SHORT TASK =
Everything in the listing except the pictures should be written out exactly.

DATASET EXTRACT =
====

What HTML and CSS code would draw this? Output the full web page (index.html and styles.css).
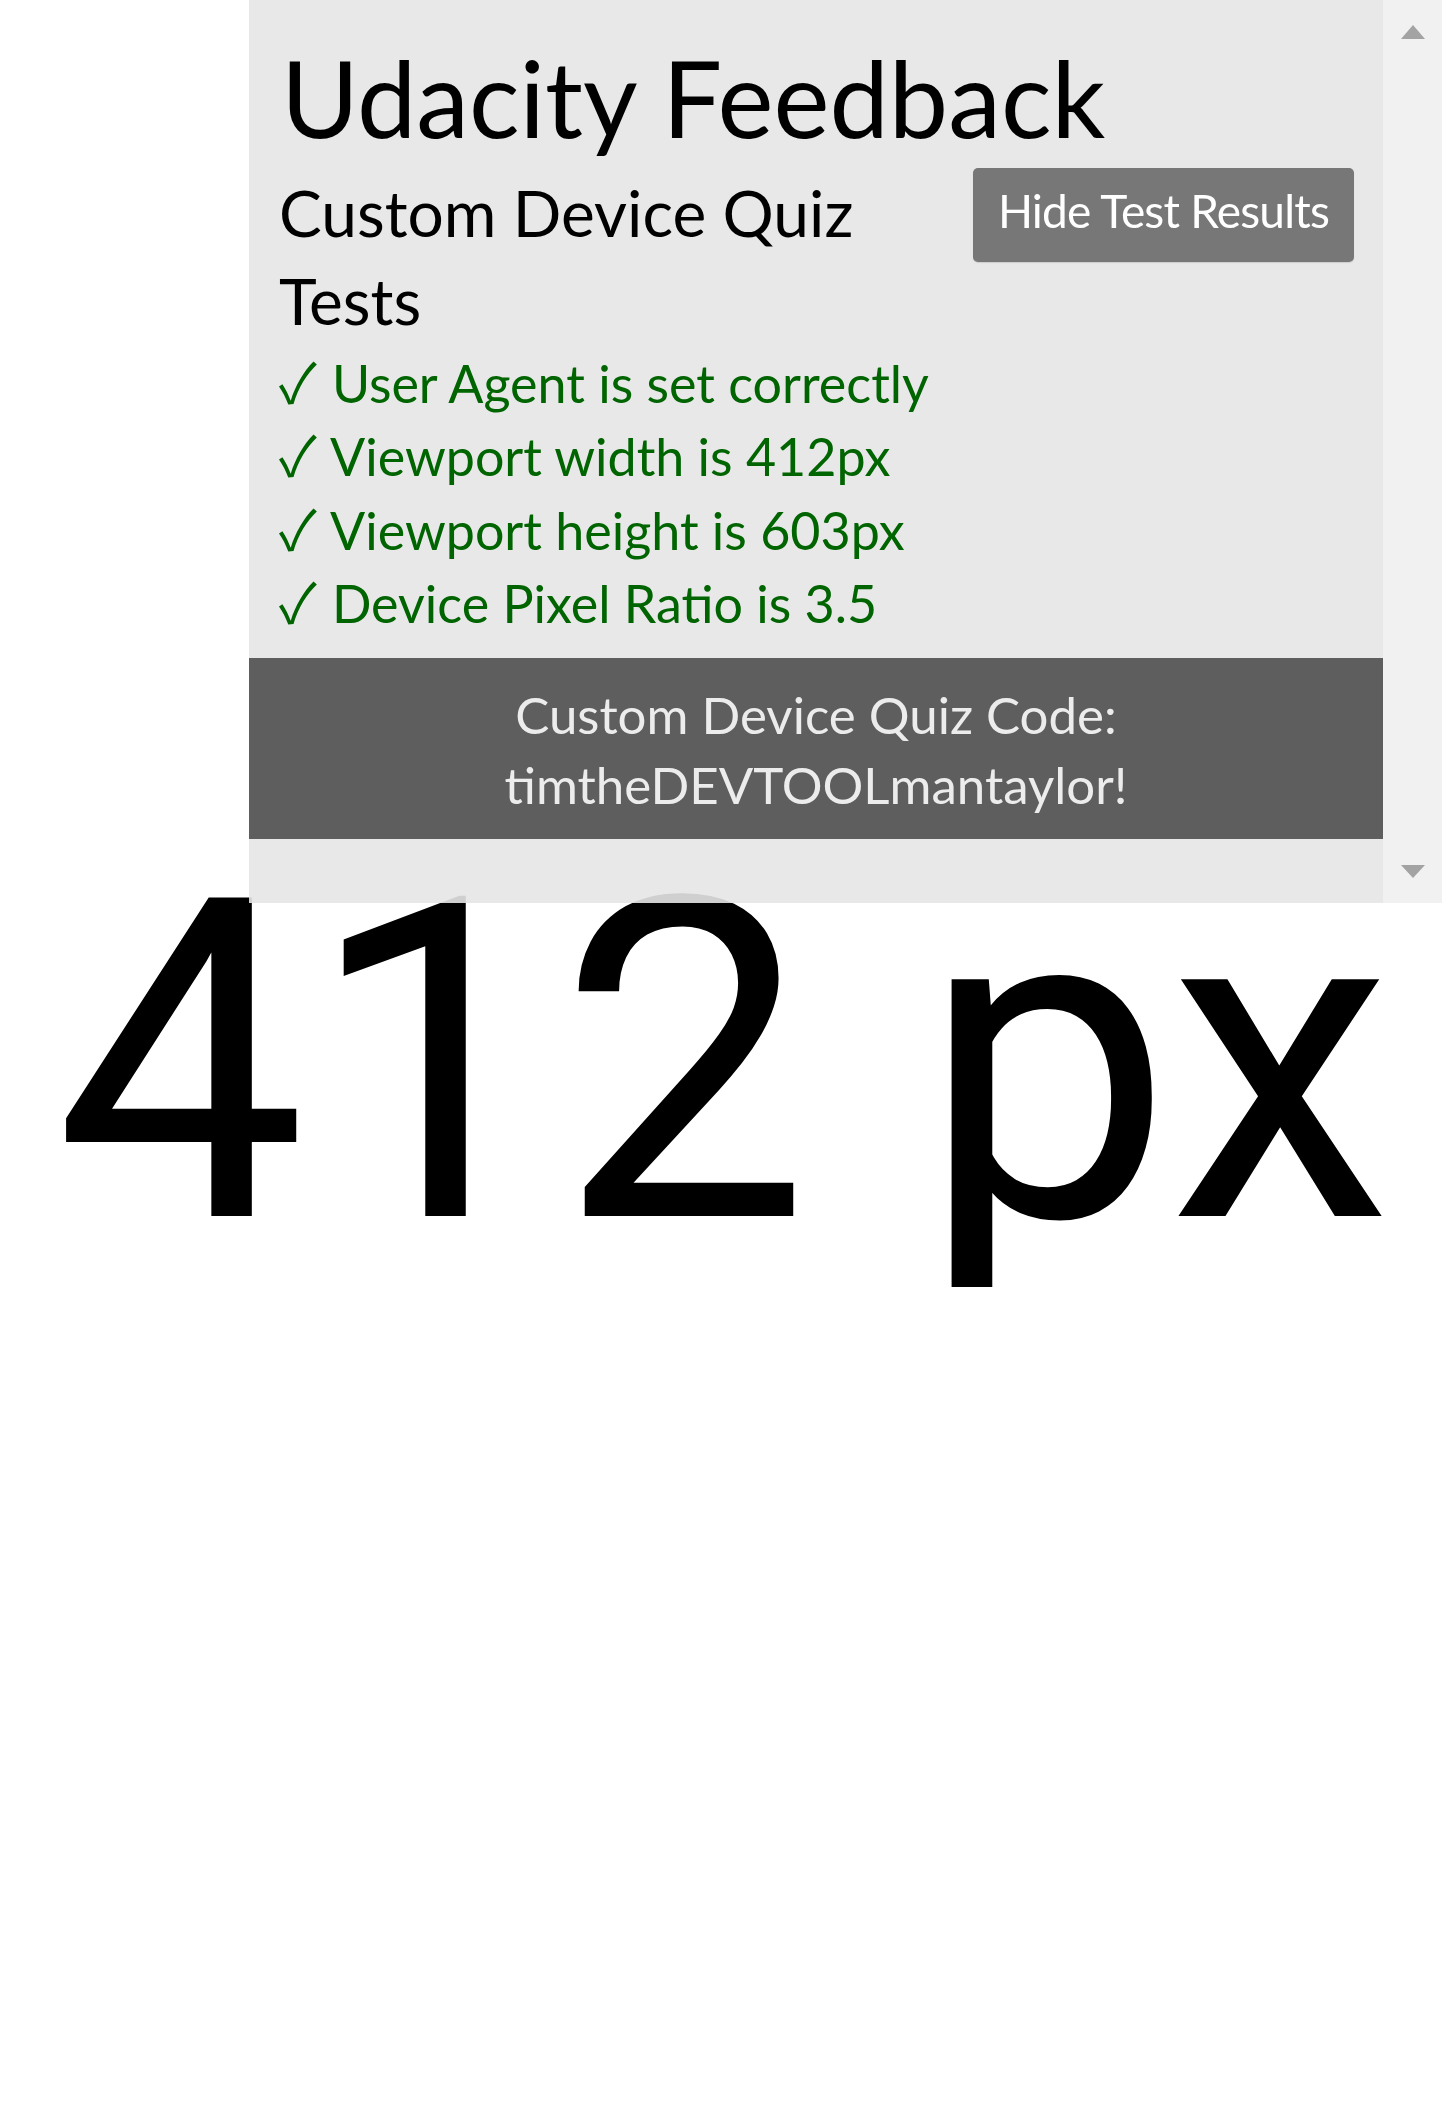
FILE: index.html
```html
<!DOCTYPE html>
<html lang="en">
<head>
<meta charset="utf-8">
<title>Custom Device Quiz</title>
<link rel="stylesheet" href="styles.css">
</head>
<body>
<main class="page">
  <div class="viewport-width">412 px</div>
</main>

<aside class="feedback">
  <div class="feedback-body">
    <h1 class="feedback-title">Udacity Feedback</h1>
    <div class="quiz-head">
      <h2 class="quiz-name">Custom Device Quiz<br>Tests</h2>
      <button class="toggle-btn" type="button">Hide Test Results</button>
    </div>
    <ul class="tests">
      <li class="test pass"><span class="mark">✓</span> User Agent is set correctly</li>
      <li class="test pass"><span class="mark">✓</span> Viewport width is 412px</li>
      <li class="test pass"><span class="mark">✓</span> Viewport height is 603px</li>
      <li class="test pass"><span class="mark">✓</span> Device Pixel Ratio is 3.5</li>
    </ul>
    <div class="code-band">Custom Device Quiz Code:<br>timtheDEVTOOLmantaylor!</div>
  </div>
  <div class="scrollbar">
    <span class="arrow arrow-up"></span>
    <span class="arrow arrow-down"></span>
  </div>
</aside>
</body>
</html>
```

FILE: styles.css
```css
html, body {
  margin: 0;
  padding: 0;
  background: #ffffff;
}

.page {
  padding-top: 839px;
}

.viewport-width {
  font-family: Roboto, "Liberation Sans", sans-serif;
  font-size: 448px;
  line-height: 448px;
  text-align: center;
  color: #000;
  white-space: nowrap;
  padding-left: 4px;
}

.feedback {
  position: fixed;
  top: 0;
  right: 0;
  width: 1193px;
  height: 903px;
  display: flex;
  background: rgba(230, 230, 230, 0.9);
  font-family: Lato, "Noto Sans", sans-serif;
  color: #000;
}

.feedback-body {
  flex: 1;
  padding-top: 37px;
  overflow: hidden;
}

.feedback-title {
  margin: 0;
  padding-left: 32px;
  font-size: 106px;
  line-height: 120px;
  font-weight: 400;
}

.quiz-head {
  display: flex;
  justify-content: space-between;
  align-items: flex-start;
  margin-top: 12px;
  padding: 0 29px 0 30px;
}

.quiz-name {
  margin: 0;
  font-size: 64px;
  line-height: 88px;
  font-weight: 400;
}

.toggle-btn {
  margin-top: -1px;
  height: 94px;
  padding: 13px 25px 21px;
  border: 0;
  border-radius: 5px;
  background: #777777;
  color: #ffffff;
  font-family: inherit;
  font-size: 46px;
  line-height: 60px;
  letter-spacing: -0.8px;
  box-shadow: 0 1px 1px rgba(0, 0, 0, 0.12);
}

.tests {
  list-style: none;
  margin: 2px 0 0;
  padding: 0 0 0 30px;
}

.test {
  font-size: 52px;
  line-height: 73.3px;
  color: #006400;
  white-space: nowrap;
}

.mark {
  font-family: "Noto Sans CJK JP", "DejaVu Sans", sans-serif;
  font-size: 55px;
  line-height: 0;
  margin-right: 2px;
}

.code-band {
  margin-top: 18px;
  padding: 22px 0 19px;
  background: #5e5e5e;
  color: #ececec;
  font-size: 51px;
  line-height: 70px;
  text-align: center;
}

.scrollbar {
  width: 59px;
  flex: none;
  background: #f1f1f1;
  display: flex;
  flex-direction: column;
  align-items: center;
  justify-content: space-between;
  padding: 25px 0 25px;
  box-sizing: border-box;
}

.arrow {
  width: 0;
  height: 0;
  border-left: 12.5px solid transparent;
  border-right: 12.5px solid transparent;
}

.arrow-up {
  border-bottom: 14px solid #a3a3a3;
}

.arrow-down {
  border-top: 13px solid #a3a3a3;
}
```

====

REPLY TO THE TASK =
What HTML and CSS code would draw this? Output the full web page (index.html and styles.css).
FILE: index.html
```html
<!DOCTYPE html>
<html lang="en">
<head>
<meta charset="utf-8">
<title>Custom Device Quiz</title>
<link rel="stylesheet" href="styles.css">
</head>
<body>
<main class="page">
  <div class="viewport-width">412 px</div>
</main>

<aside class="feedback">
  <div class="feedback-body">
    <h1 class="feedback-title">Udacity Feedback</h1>
    <div class="quiz-head">
      <h2 class="quiz-name">Custom Device Quiz<br>Tests</h2>
      <button class="toggle-btn" type="button">Hide Test Results</button>
    </div>
    <ul class="tests">
      <li class="test pass"><span class="mark">✓</span> User Agent is set correctly</li>
      <li class="test pass"><span class="mark">✓</span> Viewport width is 412px</li>
      <li class="test pass"><span class="mark">✓</span> Viewport height is 603px</li>
      <li class="test pass"><span class="mark">✓</span> Device Pixel Ratio is 3.5</li>
    </ul>
    <div class="code-band">Custom Device Quiz Code:<br>timtheDEVTOOLmantaylor!</div>
  </div>
  <div class="scrollbar">
    <span class="arrow arrow-up"></span>
    <span class="arrow arrow-down"></span>
  </div>
</aside>
</body>
</html>
```

FILE: styles.css
```css
html, body {
  margin: 0;
  padding: 0;
  background: #ffffff;
}

.page {
  padding-top: 839px;
}

.viewport-width {
  font-family: Roboto, "Liberation Sans", sans-serif;
  font-size: 448px;
  line-height: 448px;
  text-align: center;
  color: #000;
  white-space: nowrap;
  padding-left: 4px;
}

.feedback {
  position: fixed;
  top: 0;
  right: 0;
  width: 1193px;
  height: 903px;
  display: flex;
  background: rgba(230, 230, 230, 0.9);
  font-family: Lato, "Noto Sans", sans-serif;
  color: #000;
}

.feedback-body {
  flex: 1;
  padding-top: 37px;
  overflow: hidden;
}

.feedback-title {
  margin: 0;
  padding-left: 32px;
  font-size: 106px;
  line-height: 120px;
  font-weight: 400;
}

.quiz-head {
  display: flex;
  justify-content: space-between;
  align-items: flex-start;
  margin-top: 12px;
  padding: 0 29px 0 30px;
}

.quiz-name {
  margin: 0;
  font-size: 64px;
  line-height: 88px;
  font-weight: 400;
}

.toggle-btn {
  margin-top: -1px;
  height: 94px;
  padding: 13px 25px 21px;
  border: 0;
  border-radius: 5px;
  background: #777777;
  color: #ffffff;
  font-family: inherit;
  font-size: 46px;
  line-height: 60px;
  letter-spacing: -0.8px;
  box-shadow: 0 1px 1px rgba(0, 0, 0, 0.12);
}

.tests {
  list-style: none;
  margin: 2px 0 0;
  padding: 0 0 0 30px;
}

.test {
  font-size: 52px;
  line-height: 73.3px;
  color: #006400;
  white-space: nowrap;
}

.mark {
  font-family: "Noto Sans CJK JP", "DejaVu Sans", sans-serif;
  font-size: 55px;
  line-height: 0;
  margin-right: 2px;
}

.code-band {
  margin-top: 18px;
  padding: 22px 0 19px;
  background: #5e5e5e;
  color: #ececec;
  font-size: 51px;
  line-height: 70px;
  text-align: center;
}

.scrollbar {
  width: 59px;
  flex: none;
  background: #f1f1f1;
  display: flex;
  flex-direction: column;
  align-items: center;
  justify-content: space-between;
  padding: 25px 0 25px;
  box-sizing: border-box;
}

.arrow {
  width: 0;
  height: 0;
  border-left: 12.5px solid transparent;
  border-right: 12.5px solid transparent;
}

.arrow-up {
  border-bottom: 14px solid #a3a3a3;
}

.arrow-down {
  border-top: 13px solid #a3a3a3;
}
```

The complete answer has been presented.